Berchtesgaden Alps, Germany
Watzmann, 2713 m
Climbing the Watzmann East Face with friends, having a wonderful day on the mountain with fantastic views of the Berchtesgaden Alps – that was our goal.
The Watzmann East Face is the highest Face in the eastern Alps and in combination with the subsequent Watzmann Ridge a real challenge for strong climbers with great endurance.
The cruxes are sometimes quite exposed, routine in climbing without a rope is absolutely necessary on this face. The main requirement is the orientation amidst a 1800 meter high rock face, which is structured into many ledges and numerous chimneys. Additionally during the summer months, it requires sufficient water and a good endurance for the whole tour.
Let’s see where it is:
July 25th and 26th, 2019, together with Kirsten Steimel.
September 2nd and 3rd, 2016, together with Achim Schneider.
August 10th, 2014, together with Achim Schneider, Aleksandr Karakozov and Johannes Riedelsheimer.
St. Bartholomä. Drive from Berchtesgaden to Königssee, park there and walk to the harbor. The boat brings you in 30 minutes to St. Bartholomä. North of the hostelry, on the edge of the forest, is the East Face bivouac Ostwandlager. A hot meal is available in the hostelry up to 6 p.m. From the Ostwandlager you reach the beginning of the climb near the snow field “Eiskapelle” in one hour.
Best time of the year:
August and September. In July there is still a lot of snow in the wall, and the danger of falling rocks is huge. In September, however, it is possible to have snow in the summit area. Crossing the Bergschrund of the snow fields “Eiskapelle” and “Schöllhornkar” (Kederbacher Weg) can be very tricky in September.

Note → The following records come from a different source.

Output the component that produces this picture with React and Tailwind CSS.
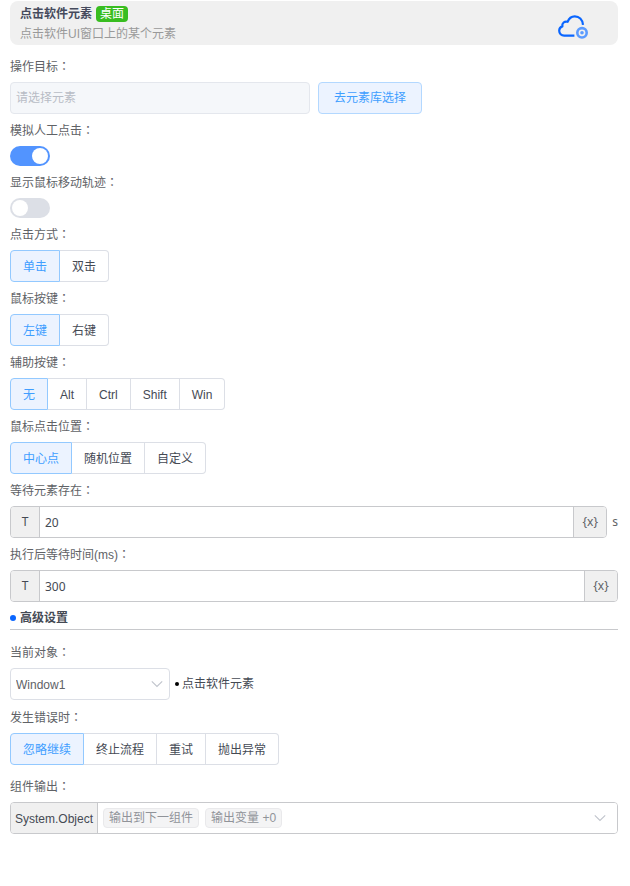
import { useState } from 'react';

const Colon = () => <span className="font-['Noto_Sans_CJK_TC',sans-serif]">：</span>;

const Field = ({ label, htmlFor, children }) => (
  <div className="flex flex-col gap-1.5">
    {htmlFor ? (
      <label htmlFor={htmlFor} className="h-5 leading-5 text-[#606266]">{label}<Colon /></label>
    ) : (
      <div className="h-5 leading-5 text-[#606266]">{label}<Colon /></div>
    )}
    {children}
  </div>
);

const Switch = ({ id, checked, onChange }) => (
  <input
    id={id}
    type="checkbox"
    role="switch"
    checked={checked}
    onChange={(e) => onChange(e.target.checked)}
    className="flex h-5 w-10 appearance-none items-center rounded-full bg-[#dcdfe6] px-0.5 before:size-4 before:rounded-full before:bg-white checked:justify-end checked:bg-[#5294ff]"
  />
);

const RadioGroup = ({ name, label, options }) => {
  const [value, setValue] = useState(options[0]);

  return (
    <div role="radiogroup" aria-label={label} className="flex">
      {options.map((option) => (
        <label
          key={option}
          className="relative flex h-8 items-center border border-l-0 border-[#dcdfe6] bg-white px-3 pt-0.5 text-[#454a54] first:rounded-l first:border-l last:rounded-r has-checked:border-[#93c9ff] has-checked:bg-[#ecf3ff] has-checked:text-[#409eff]"
        >
          <input
            type="radio"
            name={name}
            value={option}
            checked={value === option}
            onChange={() => setValue(option)}
            className="sr-only"
          />
          {option}
        </label>
      ))}
    </div>
  );
};

const VariableInput = ({ id, defaultValue, unit }) => (
  <div className="flex items-center gap-[5px]">
    <div className="flex h-8 flex-1 overflow-hidden rounded border border-[#c8c9cc] font-['Noto_Sans','Noto_Sans_CJK_SC',sans-serif] text-[#454a54]">
      <button type="button" className="w-[29px] border-r border-[#c8c9cc] bg-[#f0f0f0]">T</button>
      <input id={id} type="text" defaultValue={defaultValue} className="min-w-0 flex-1 bg-white px-[5px] pt-0.5 outline-none" />
      <button type="button" className="w-[33px] border-l border-[#c8c9cc] bg-[#f0f0f0] text-[#606266]">{'{x}'}</button>
    </div>
    {unit && <span className="font-['Noto_Sans',sans-serif] text-[#606266]">{unit}</span>}
  </div>
);

const Chevron = ({ className }) => (
  <svg viewBox="0 0 12 8" fill="none" stroke="#c0c4cc" strokeWidth="1.1" className={className}>
    <path d="M0.8 1.3 6 6.5l5.2-5.2" />
  </svg>
);

const CloudIcon = () => (
  <svg viewBox="0 0 30 25" fill="none" className="h-[25px] w-[30px]">
    <path
      d="M16.400 20.600H6.200C3.300 20.600 1.200 18.600 1.200 15.800c0-2.100 1.300-3.800 3.200-4.400-.7-3.300 2.200-5.600 5.200-4.600C10.900 3.300 13.500 1.300 16.800 1.300c4.300 0 7.700 3.200 8.200 8.500"
      stroke="#0a66ff"
      strokeWidth="2.2"
      strokeLinejoin="round"
    />
    <circle cx="24" cy="17.800" r="4.700" stroke="#5b9bff" strokeWidth="2.600" />
    <circle cx="24" cy="17.800" r="1.800" fill="#5b9bff" />
  </svg>
);

const App = () => {
  const [simulate, setSimulate] = useState(true);
  const [showTrack, setShowTrack] = useState(false);

  return (
    <div className="bg-white pt-px pr-3 pb-4 pl-2.5 font-['Liberation_Sans','Noto_Sans_CJK_SC',sans-serif] text-xs">
      <header className="flex h-11 items-center justify-between rounded-lg bg-[#f0f0f0] pr-[30px] pl-2.5">
        <div className="flex flex-col pt-0.5">
          <div className="flex h-5 items-center gap-1">
            <h1 className="font-bold text-[#454a5c]">点击软件元素</h1>
            <span className="h-4 rounded bg-[#38bd20] px-1 leading-4 text-white">桌面</span>
          </div>
          <p className="h-5 leading-5 text-[#999999]">点击软件UI窗口上的某个元素</p>
        </div>
        <div className="pt-2">
          <CloudIcon />
        </div>
      </header>

      <main className="flex flex-col gap-1.5 pt-[11px]">
        <Field label="操作目标" htmlFor="target">
          <div className="flex gap-2">
            <input
              id="target"
              type="text"
              disabled
              placeholder="请选择元素"
              className="h-8 w-[300px] rounded border border-[#e4e7ed] bg-[#f5f7fa] px-[5px] placeholder:text-[#b8bcc5]"
            />
            <button type="button" className="h-8 rounded border border-[#b3d8ff] bg-[#ecf3ff] px-[15px] text-[#409eff]">去元素库选择</button>
          </div>
        </Field>

        <Field label="模拟人工点击" htmlFor="simulate">
          <Switch id="simulate" checked={simulate} onChange={setSimulate} />
        </Field>

        <Field label="显示鼠标移动轨迹" htmlFor="track">
          <Switch id="track" checked={showTrack} onChange={setShowTrack} />
        </Field>

        <Field label="点击方式">
          <RadioGroup name="clickType" label="点击方式" options={['单击', '双击']} />
        </Field>

        <Field label="鼠标按键">
          <RadioGroup name="mouseButton" label="鼠标按键" options={['左键', '右键']} />
        </Field>

        <Field label="辅助按键">
          <RadioGroup name="modifier" label="辅助按键" options={['无', 'Alt', 'Ctrl', 'Shift', 'Win']} />
        </Field>

        <Field label="鼠标点击位置">
          <RadioGroup name="position" label="鼠标点击位置" options={['中心点', '随机位置', '自定义']} />
        </Field>

        <Field label="等待元素存在" htmlFor="waitExist">
          <VariableInput id="waitExist" defaultValue="20" unit="s" />
        </Field>

        <Field label="执行后等待时间(ms)" htmlFor="waitAfter">
          <VariableInput id="waitAfter" defaultValue="300" />
        </Field>

        <div className="flex h-[22px] items-center gap-1 border-b border-[#c8c9cc] pb-px">
          <span className="size-1.5 rounded-full bg-[#0a66ff]" />
          <h2 className="font-bold text-[#454a54]">高级设置</h2>
        </div>
      </main>

      {/* advanced settings */}
      <section className="flex flex-col gap-[7px] pt-3">
        <Field label="当前对象" htmlFor="object">
          <div className="flex items-center gap-[5px]">
            <div className="relative w-40">
              <select id="object" className="h-8 w-full appearance-none rounded border border-[#dcdfe6] bg-white px-[5px] pt-0.5 text-[#606266]">
                <option>Window1</option>
              </select>
              <Chevron className="pointer-events-none absolute top-3 right-[7px] h-2 w-3" />
            </div>
            <div className="flex items-center gap-[3px] text-[#454a54]">
              <span className="size-1 rounded-full bg-black" />
              点击软件元素
            </div>
          </div>
        </Field>

        <Field label="发生错误时">
          <RadioGroup name="onError" label="发生错误时" options={['忽略继续', '终止流程', '重试', '抛出异常']} />
        </Field>

        <div className="pt-1">
          <Field label="组件输出">
            <div className="flex h-8 overflow-hidden rounded border border-[#c8c9cc]">
              <span className="flex items-center border-r border-[#c8c9cc] bg-[#f0f0f0] px-1 pt-0.5 text-[#454a54]">System.Object</span>
              <button type="button" aria-label="组件输出" className="flex flex-1 items-center gap-1.5 bg-white pr-[11px] pl-[5px] text-[#909399]">
                <span className="h-5 rounded border border-[#e9e9eb] bg-[#f4f4f5] px-[5px] leading-[18px]">输出到下一组件</span>
                <span className="h-5 rounded border border-[#e9e9eb] bg-[#f4f4f5] px-[5px] leading-[18px]">输出变量 +0</span>
                <Chevron className="ml-auto h-2 w-3" />
              </button>
            </div>
          </Field>
        </div>
      </section>
    </div>
  );
};

export default App;
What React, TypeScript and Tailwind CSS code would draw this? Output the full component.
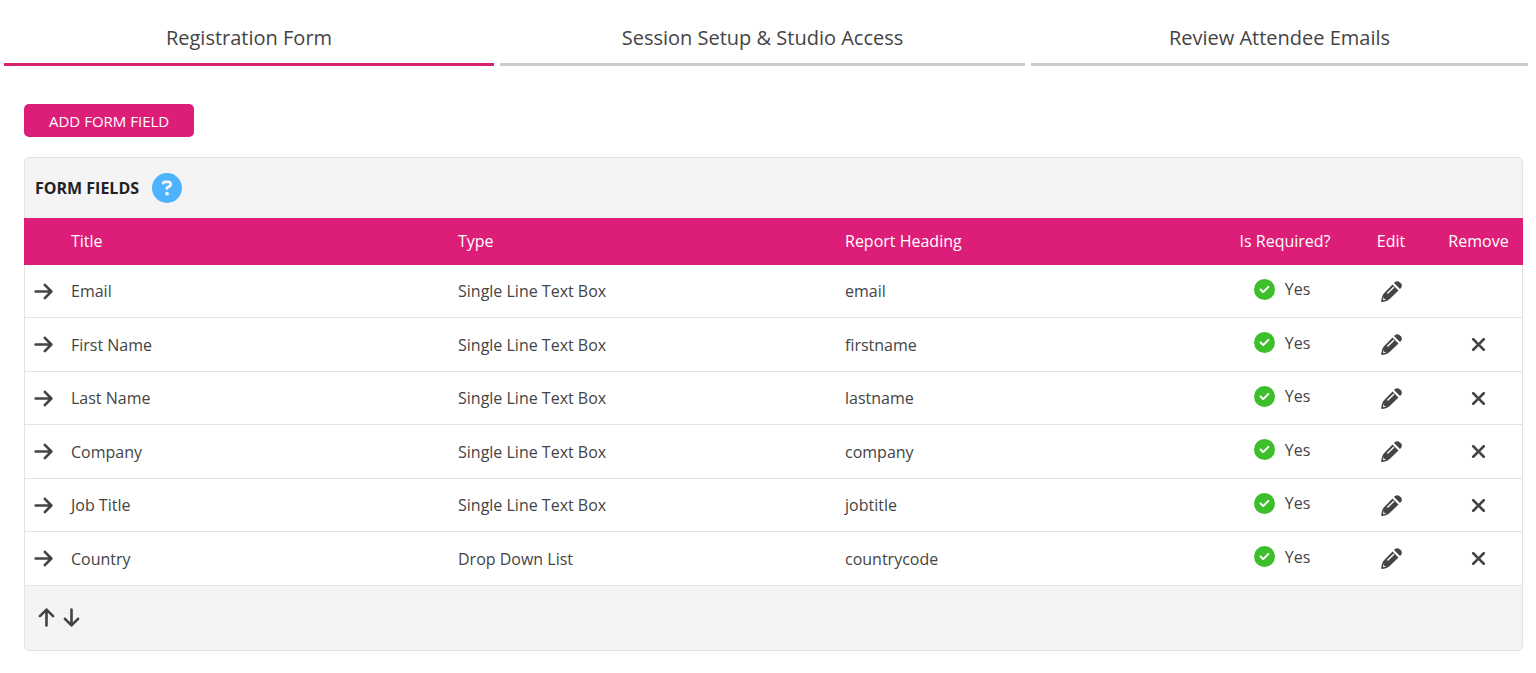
import {
  FaArrowDown,
  FaArrowRight,
  FaArrowUp,
  FaCircleCheck,
  FaCircleQuestion,
  FaXmark,
} from "react-icons/fa6";
import { useState } from "react";

type FormField = {
  title: string;
  type: string;
  heading: string;
  locked?: boolean;
};

const initialFields: FormField[] = [
  { title: "Email", type: "Single Line Text Box", heading: "email", locked: true },
  { title: "First Name", type: "Single Line Text Box", heading: "firstname" },
  { title: "Last Name", type: "Single Line Text Box", heading: "lastname" },
  { title: "Company", type: "Single Line Text Box", heading: "company" },
  { title: "Job Title", type: "Single Line Text Box", heading: "jobtitle" },
  { title: "Country", type: "Drop Down List", heading: "countrycode" },
];

const tabs = [
  "Registration Form",
  "Session Setup & Studio Access",
  "Review Attendee Emails",
];

const PencilIcon = () => (
  <svg width={21} height={21} viewBox="0 0 63 63" fill="currentColor">
    {/* eraser */}
    <path d="M39 6L43 2.5Q49.5 -2 56 3.5L59.5 7Q65 13.5 60.5 20L57 24Z" />
    {/* body */}
    <path d="M34.5 10.5L52.5 28.5L26 54Q21 58.5 15 60.5L4 63Q0 63.5 0.5 59.5L3 48.5Q4.5 41 9 36.500Z" />
    <path d="M20.5 36L37.5 19.5" stroke="#fff" strokeWidth={4.5} strokeLinecap="round" />
    <path d="M8 47L9.500 53.500L16 55.500L6 58Z" fill="#fff" />
  </svg>
);

const Tabs = () => {
  const [activeTab, setActiveTab] = useState(tabs[0]);

  return (
    <nav className="grid grid-cols-[490fr_525fr_497fr] gap-[6px] pl-1 pr-2 pt-3">
      {tabs.map((tab) => (
        <button
          key={tab}
          onClick={() => setActiveTab(tab)}
          className={`border-b-[3px] pb-3 pt-3 text-[20px] leading-[27px] ${
            tab === activeTab ? "border-[#d6216f]" : "border-[#cbcbcb]"
          }`}
        >
          {tab}
        </button>
      ))}
    </nav>
  );
};

const FieldRow = ({
  field,
  onRemove,
}: {
  field: FormField;
  onRemove: () => void;
}) => {
  return (
    <tr className="h-[53px] even:h-[54px] *:border-b *:border-[#e3e3e3]">
      <td className="border-l pl-2">
        <button aria-label="Select row" className="block">
          <FaArrowRight size={21} />
        </button>
      </td>
      <td className="px-[10px]">{field.title}</td>
      <td className="px-[10px]">{field.type}</td>
      <td className="px-[10px]">{field.heading}</td>
      <td className="pb-1">
        <div className="flex items-center justify-center gap-[10px] pr-[6px]">
          <FaCircleCheck size={21} className="text-[#3dbf2b]" />
          Yes
        </div>
      </td>
      <td>
        <button aria-label="Edit" className="mx-auto block">
          <PencilIcon />
        </button>
      </td>
      <td className="border-r">
        {!field.locked && (
          <button aria-label="Remove" onClick={onRemove} className="mx-auto block">
            <FaXmark size={21} />
          </button>
        )}
      </td>
    </tr>
  );
};

const App = () => {
  const [fields, setFields] = useState(initialFields);

  return (
    <div className="font-['Open_Sans',sans-serif] text-base text-[#444]">
      <Tabs />

      <main className="pb-5 pl-6 pr-[13px] pt-[38px]">
        <button className="block h-[33px] rounded-[5px] bg-[#dd1e78] px-[25px] pt-px text-[15px] text-white">
          ADD FORM FIELD
        </button>

        <section className="mt-5">
          <header className="flex h-[61px] items-center gap-[13px] rounded-t-[5px] border border-b-0 border-[#e3e3e3] bg-[#f4f4f4] pl-[10px]">
            <h2 className="font-bold text-[#222]">FORM FIELDS</h2>
            <button aria-label="Help">
              <FaCircleQuestion size={30} className="text-[#4db3ff]" />
            </button>
          </header>

          <table className="w-full table-fixed border-separate border-spacing-0">
            <colgroup>
              <col className="w-[37px]" />
              <col />
              <col />
              <col />
              <col className="w-[126px]" />
              <col className="w-[86px]" />
              <col className="w-[89px]" />
            </colgroup>
            <thead>
              <tr className="h-[47px] bg-[#dd1e78] text-white *:pb-[2px] *:font-normal">
                <th></th>
                <th className="px-[10px] text-left">Title</th>
                <th className="px-[10px] text-left">Type</th>
                <th className="px-[10px] text-left">Report Heading</th>
                <th>Is Required?</th>
                <th>Edit</th>
                <th>Remove</th>
              </tr>
            </thead>
            <tbody>
              {fields.map((field) => (
                <FieldRow
                  key={field.heading}
                  field={field}
                  onRemove={() => setFields(fields.filter((f) => f !== field))}
                />
              ))}
            </tbody>
          </table>

          <footer className="flex h-[65px] items-center gap-1 rounded-b-[5px] border border-t-0 border-[#e3e3e3] bg-[#f4f4f4] pb-[2px] pl-[11px]">
            <button aria-label="Move up">
              <FaArrowUp size={21} />
            </button>
            <button aria-label="Move down">
              <FaArrowDown size={21} />
            </button>
          </footer>
        </section>
      </main>
    </div>
  );
};

export default App;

Wall height of 1800 m, climbing lenght about 3000 m.
Difficulties on the Münchner Weg:
The beginning of the climb before the 1st spur at 1560 m is a good indicator of the necessary rope-free climbing abilities. You should better climb back down to the Berchtesgadener Weg, if you have problems here. With a 30 m long rope the three pitches behind the Münchner Turm can be perfectly protected for the follower. On the 1st ledge you meet the Salzburger Weg at the slab crux.
Difficulties on the Salzburger Weg:
We crossed the Bergschrund of the snow field “Eiskapelle” on the upper left rim over a debris field. After that we traversed over a knoll and climbed a gully to reach the first grass field. The Salzburger Weg offers six pitches of demanding climbing, and has a 4. pitch, which is nearly impossible to protect.
Difficulties on the Berchtesgadener Weg:
Climbing the East Face via Berchtesgadener Weg isn’t a particularly big problem. Nevertheless, one should be able to climb the route with backpack and mountain boots, be superior in ascent and descent, as well as on wet rock. The first three gutters must be abandoned on partially insignificant paths to the right. The climbing difficulties in two areas are at 3+ UIAA (one slab section in middle of the wall and the eight-meter-wall in the upper part). It is necessary to have a great endurace, a good sense for orientation, be free of vertigo and to be adept in climbing without a rope on exposed sections.
In the middle of the wall there at various opportunities for bivouacs, in the upper third of the wall there is a fixed bivouac. On top of the Hocheck there is a bivouac hut.